Yeah well we struggled quite a lot with the order of the album; I mean whereas the first album there were six or seven ways it could have worked, as there was less scope and it was a less intricate journey. But with this none of the tracks felt like an opening song and none felt like a closing record, so we just kind of went through the album in order choosing the first to the last. We felt that the happy song at the end was a nice way to round it off.

It’s the obvious question but one worth asking: who are your influences?

I think we get excited about people’s music just the same way as any other fan of music, and then what actually goes into your own art is more to do with things that you heard growing up that first got you really into music properly. I never feel like there are contemporary people who are influencing us, more like when you hear good music it makes you want to make music too. I always feel like our influences come from things we don’t understand very well, that we may hear at a friend’s house or just not hear very often; it seeps through into your music so that there’s just a library of sound that you collect that I listen when making music. It’s weird to think how maybe our music one day could be a catalyst for younger people when they want to make music in the future.

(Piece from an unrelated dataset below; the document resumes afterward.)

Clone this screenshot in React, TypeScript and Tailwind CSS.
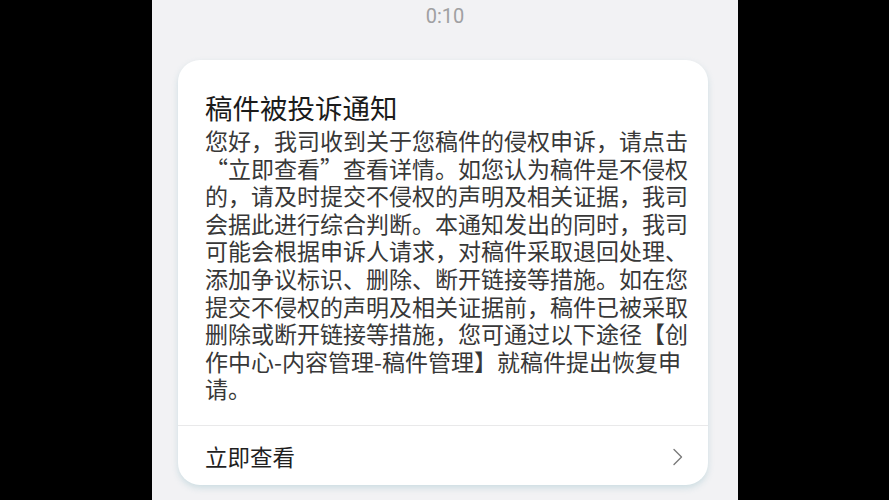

What does being with Warp Records mean for you?

It’s pretty amazing, it feels like we won a competition or something. We didn’t have a label when we started working on the album so we were trying to work out who to go with and I mean I used to buy their records when I was 18. In the end they seemed the right people to go with as they didn’t really have any expectations of what they wanted us to do, so we were free to do what we wanted with the album; they seemed to have a long term goal for us rather than treating the system as a cash machine. We got the album artwork back the other day and it’s breath-taking seeing the Warp label on the album, it feels like we’re cemented into their history amongst all the great artists they’ve had so it’s something that is really gratifying.